Whether the mission be one of silent prayer and hidden immolation, or one of teaching or the activity of this or that apostolate, all the divine missions whereby the Holy Spirit builds up the Church in every era of its growth, demand that souls be truly possessed by God. God’s mysterious presence in souls is revealed by their fruitfulness: “You will know them by their fruit.” That is the sign He gives in order to recognize His genuine envoys.
And these envoys are more than just an instrument or a servant; more than an apostle, they become friends who fulfill God’s plans. “I no longer speak of you as slaves, for a slave does not know what his master is about. Instead, I call you friends, since I have made known to you all that I heard from my Father,” Jesus said at the Last Supper. (Jn 15:15)
Self-effacement can lead to the most beautiful friendship, the purest, most consoling and most fulfilling, that of the soul with Him who is Love itself. Let us recall this invigorating thought: “There is no greater happiness than that of loving to the very end, of loving others in God and for God.”

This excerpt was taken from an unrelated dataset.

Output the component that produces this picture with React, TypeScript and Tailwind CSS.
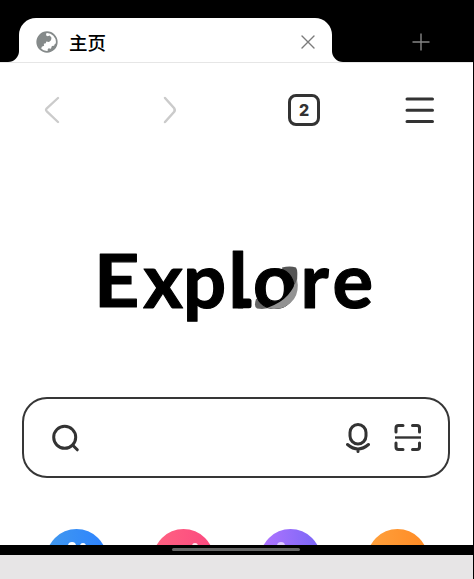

The soul that advances in life this way, totally penetrated by God, now has only one concern: the glory of God and the welfare of souls. Motivated by this sole desire to serve, it totally disappears in the abyss of its littleness so that it may be taken over by the Holy Spirit who, for the good of the Church, guides it in accordance with divine wisdom which confounds the mighty because it is folly for men.
This collaboration between God and the soul, all these splendors of humility and power, are but a pale reflection of the beauty of the Work being constructed by the Holy Spirit; the masterpiece of divine mercy, for Jesus who shed His blood for the Church continues to immolate His victims after having endowed them with the marvelous gifts of His grace. As long as there will be souls to save, we must collaborate with the Father’s loving designs if we really desire to be worthy sons and daughters of the Church.